A Video-Based Reverse Dictionary for Sign Language Using Gesture Similarity

Proceedings of the LREC 2026 12th Workshop on the Representation and Processing of Sign Languages: Language in Motion

Abstract

Sign language recognition systems are usually modeled as classification systems that map gesture videos to pre-defined glosses. But these systems do not allow similarity searches, where a user can search for similar gestures without knowing the corresponding gloss. This paper presents a pose-based video-to-video search framework for isolated signs, which acts as a reverse gesture dictionary. The system employs keypoints on the skeletal structure instead of RGB images.
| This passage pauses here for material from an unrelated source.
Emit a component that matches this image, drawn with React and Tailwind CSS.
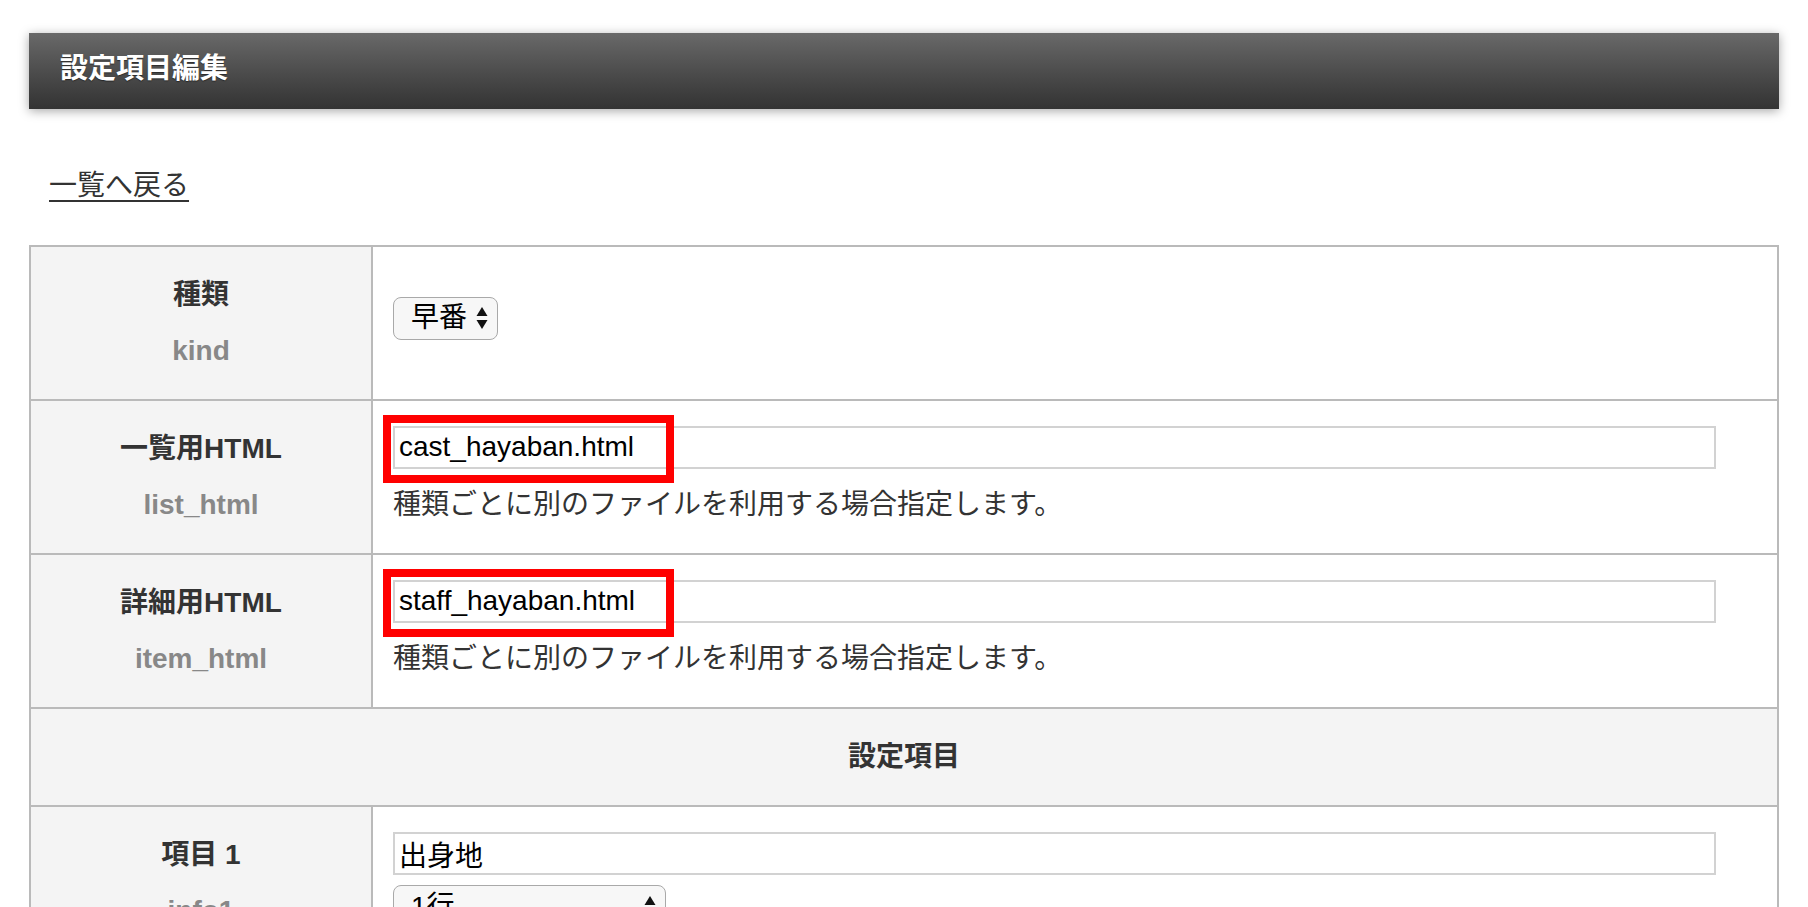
import React from 'react';

const Arrows = () => (
  <svg width="12" height="22" viewBox="0 0 12 22" className="shrink-0">
    <path d="M6 0 L11.5 9 L0.5 9 Z" fill="#111" />
    <path d="M6 22 L11.5 13 L0.5 13 Z" fill="#111" />
  </svg>
);

const FakeSelect = ({ value, width }) => (
  <div
    className={`inline-flex h-[43px] items-center justify-between rounded-[8px] border-[1.5px] border-[#a9a9a9] bg-[#f7f7f7] pl-[17px] pr-[9px] text-[28px] leading-none text-black ${width}`}
  >
    <span>{value}</span>
    <Arrows />
  </div>
);

const Label = ({ title, sub, top = false }) => (
  <td
    className={`w-[342px] border-2 border-[#bababa] bg-[#f4f4f4] py-[20px] text-center text-[28px] font-bold leading-[56px] ${top ? 'align-top' : 'align-middle'}`}
  >
    <div className="text-[#333]">{title}</div>
    <div className="text-[#888]">{sub}</div>
  </td>
);

const TextField = ({ value, marked = false }) => (
  <div className="relative w-[97%]">
    <input
      readOnly
      value={value}
      className="block h-[43px] w-full border-2 border-[#d2d2d2] bg-white px-[4px] text-[28px] text-black outline-none"
    />
    {/* red annotation frame */}
    {marked && (
      <div className="pointer-events-none absolute left-[-10px] top-[-11px] h-[68px] w-[291px] border-[8px] border-[#ff0000]" />
    )}
  </div>
);

const HelpText = () => (
  <p className="mt-[12px] text-[28px] leading-[48px] text-[#333]">
    種類ごとに別のファイルを利用する場合指定します。
  </p>
);

const cell = 'border-2 border-[#bababa] bg-white px-[20px] py-[24px] align-middle';

const App = () => {
  return (
    <div className="min-h-screen bg-white px-[29px] pt-[33px] font-['Liberation_Sans','Noto_Sans_CJK_JP',sans-serif] text-[#333]">
      {/* page title bar */}
      <div className="flex h-[76px] items-center bg-linear-to-b from-[#696969] to-[#333333] pb-[4px] pl-[31px] text-[28px] font-bold text-white shadow-[0_2px_10px_rgba(0,0,0,0.35)] [text-shadow:0_1px_1px_rgba(0,0,0,0.45)]">
        設定項目編集
      </div>

      <div className="mt-[56px] px-[20px] text-[28px] leading-[42px]">
        <a href="#" className="text-[#333] underline underline-offset-[5px]">
          一覧へ戻る
        </a>
      </div>

      <table className="mt-[38px] w-full border-collapse border-2 border-[#bababa]">
        <tbody>
          <tr>
            <Label title="種類" sub="kind" />
            <td className="border-2 border-[#bababa] bg-white px-[20px] pt-[18px] pb-[28px] align-middle">
              <FakeSelect value="早番" width="w-[105px]" />
            </td>
          </tr>
          <tr>
            <Label title="一覧用HTML" sub="list_html" />
            <td className={cell}>
              <TextField value="cast_hayaban.html" marked />
              <HelpText />
            </td>
          </tr>
          <tr>
            <Label title="詳細用HTML" sub="item_html" />
            <td className={cell}>
              <TextField value="staff_hayaban.html" marked />
              <HelpText />
            </td>
          </tr>
          <tr>
            <td
              colSpan={2}
              className="border-2 border-[#bababa] bg-[#f4f4f4] py-[20px] text-center text-[28px] font-bold leading-[56px] text-[#333]"
            >
              設定項目
            </td>
          </tr>
          <tr>
            <Label title="項目 1" sub="info1" top />
            <td className="border-2 border-[#bababa] bg-white px-[20px] pt-[25px] pb-[24px] align-top">
              <TextField value="出身地" />
              <div className="mt-[10px]">
                <FakeSelect value="1行" width="w-[273px]" />
              </div>
              <div className="mt-[10px]">
                <TextField value="" />
              </div>
            </td>
          </tr>
        </tbody>
      </table>
    </div>
  );
};

export default App;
Two architectures are proposed for modeling temporal information: an encoder with self-attention in a Transformer architecture and a Spatial-Temporal Graph Convolutional Network (ST-GCN). The embedding space is optimized using metric learning objectives, including supervised contrastive learning and ArcFace angular margin loss. The performance of the retrieval system is evaluated on the WLASL dataset using ranking metrics like Recall@K and mean Average Precision (mAP). Experiments reveal that the temporal modeling using the Transformer architecture is an improvement over the graph-based modeling approach in the low-shot learning scenario. The attention-based temporal pooling approach further enhances the ranking quality, with the best-performing model achieving an mAP of 0.237 on the WLASL validation set. Cross-dataset evaluation on a 226-label AUTSL dataset reveals non-trivial generalization performance on the unseen dataset, despite training only on the WLASL dataset.